Wonka is, in fact, a lively, winsome pleasure, a film decidedly aimed at children that nonetheless incorporates some dark matter. The film is distinctly un-Disney, to make a perhaps unfair comparison; here, the cold gleam of corporate cynicism that so heavily colors Disney films like Cruella is nowhere to be seen. Wonka is more inventive, more purposeful in tone. Sure, it may be hard to believe that Chalamet’s sweet, goofy version of the character will eventually become a lunatic who at the very least stands idly by as children are put in mortal peril at his own factory. But Wonka isn’t noxiously sugar coated, either. There’s a faint edge to the film, nicely balancing out the friendliness that King so merrily evokes.

Wonka is set somewhere in the first half the 20th century, in a city that is part London and part Paris, with a little Venice thrown in for flavoring. Though no doubt largely rendered with CGI, Wonka has tangible visual texture; its grime is genuinely grimy, its shine truly shines. When young Wonka, given such noodly bounce by Chalamet, arrives, the city near immediately breaks out into song. We believe that the people of this charming ecosystem, so lovingly crafted, would respond exactly that way.

Villains do lurk, though. A brutal candy consortium led by Arthur Slugworth (Paterson Joseph) sees Wonka’s wondrous confections—they make you float, they regrow the hair of bald men—as an existential threat. Wonka also finds himself running afoul of a boarding house-cum-laundrette proprietor, Mrs. Scrubbit (Olivia Colman) and her henchman, Bleacher (Tom Davis). While trapped as their indentured servant, Wonka befriends a ragtag group of fellow conscripts, including an accountant named Abacus Crunch (Downton Abbey’s Jim Carter) and an orphan girl, Noodle (Calah Lane). Wonka and Noodle’s friendship forms the emotional center of the film, reaching its crescendo in a lovely, poignant musical number that sees the two drifting over the city while dangling from an Up-esque bunch of colorful balloons.
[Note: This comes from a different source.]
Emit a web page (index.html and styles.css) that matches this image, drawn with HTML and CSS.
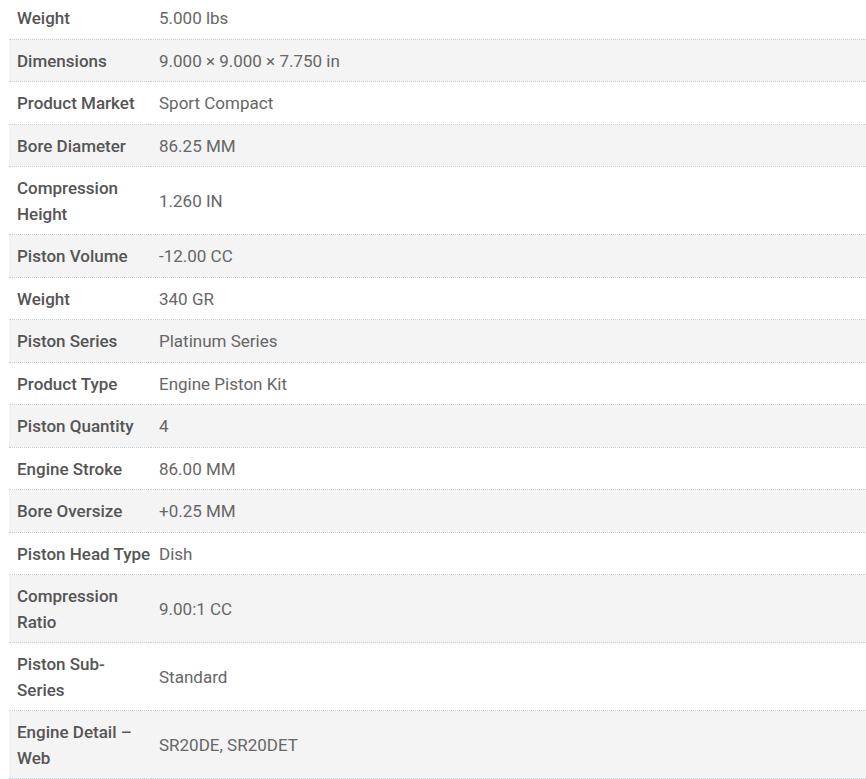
FILE: index.html
```html
<!DOCTYPE html>
<html>
<head>
<meta charset="utf-8">
<link rel="stylesheet" href="styles.css">
</head>
<body>
<div class="wrap">
<table class="attrs">
<tbody>
<tr><th>Weight</th><td>5.000 lbs</td></tr>
<tr><th>Dimensions</th><td>9.000 × 9.000 × 7.750 in</td></tr>
<tr><th>Product Market</th><td>Sport Compact</td></tr>
<tr><th>Bore Diameter</th><td>86.25 MM</td></tr>
<tr><th>Compression Height</th><td>1.260 IN</td></tr>
<tr><th>Piston Volume</th><td>-12.00 CC</td></tr>
<tr><th>Weight</th><td>340 GR</td></tr>
<tr><th>Piston Series</th><td>Platinum Series</td></tr>
<tr><th>Product Type</th><td>Engine Piston Kit</td></tr>
<tr><th>Piston Quantity</th><td>4</td></tr>
<tr><th>Engine Stroke</th><td>86.00 MM</td></tr>
<tr><th>Bore Oversize</th><td>+0.25 MM</td></tr>
<tr><th>Piston Head Type</th><td>Dish</td></tr>
<tr><th>Compression Ratio</th><td>9.00:1 CC</td></tr>
<tr><th>Piston Sub-Series</th><td>Standard</td></tr>
<tr><th>Engine Detail – Web</th><td>SR20DE, SR20DET</td></tr>
</tbody>
</table>
</div>
</body>
</html>
```

FILE: styles.css
```css
html, body {
  margin: 0;
  padding: 0;
  background: #fff;
  overflow: hidden;
}
.wrap {
  padding-left: 9px;
  margin-top: -2.6px;
}
.attrs {
  width: 100%;
  border-collapse: collapse;
  border-spacing: 0;
  table-layout: fixed;
  font-family: Roboto, "Liberation Sans", sans-serif;
  font-size: 17px;
  line-height: 25.5px;
}
.attrs tr {
  border-bottom: 1px dotted #c3cedb;
}
.attrs tr:nth-child(even) {
  background: #f4f4f4;
}
.attrs th {
  width: 134px;
  padding: 9px 0 7px 8px;
  text-align: left;
  vertical-align: middle;
  font-weight: 500;
  color: #555;
}
.attrs td {
  padding: 9px 8px 7px 8px;
  vertical-align: middle;
  color: #666;
}
```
Oh, right, yes: Wonka is a musical, its handful of cheery songs written by Neil Hannon. (Plus an old classic, nicely recontextualized.) Nothing is terribly earwormy, but the music is nimble and quaintly melodic—and Chalamet sings it as gamely as any former theater kid might. What could easily have been sweaty, a little embarrassing even, instead comes across as playful—Chalamet and his castmates generously shedding self-consciousness so that kids might enjoy themselves and learn a few worthwhile life lessons. King’s film has an air of community spirit, while still acknowledging the existence of greed and exploitation.

Speaking of exploitation: one foundational issue that Wonka must address, existing in the 21st century as it does, is the matter of the Oompa-Loompas, the diminutive race of orange people (with green hair) who seem, in earlier tellings of Wonka lore, to perhaps be enslaved. This version of Willy Wonka certainly does not want to risk framing its sprightly hero as a colonialist monster. And so Wonka must atone for a past theft, prosecuted by a particularly dogged Oompa-Loompa named Lofty (Hugh Grant, impressively maintaining his dignity). Wonka gives at least one Oompa-Loompa some agency, which probably won’t satisfy all critics of the characters’ iffy existence, but it is still an effort.

That’s but a side plot, though, as Wonka is mostly concerned with delivering poor Noodle to a better life and letting Wonka make some peace with the death of his mother (played, in flashback, with easygoing radiance by Sally Hawkins). Wonka doesn’t have much of an arc beyond that—he doesn’t really grow or change in any significant way. Which is actually to the film’s credit. Wonka keeps Wonka largely inscrutable, as he should be. I feared a love interest, but he or she thankfully never arrives. We needn’t know about Wonka’s sex life. He is there, instead, to amuse and delight as he shares the output of his obsessive work. Wonka does that quite well in the clever, inviting world that King has built for him, a place of surprising depth and pure imagination.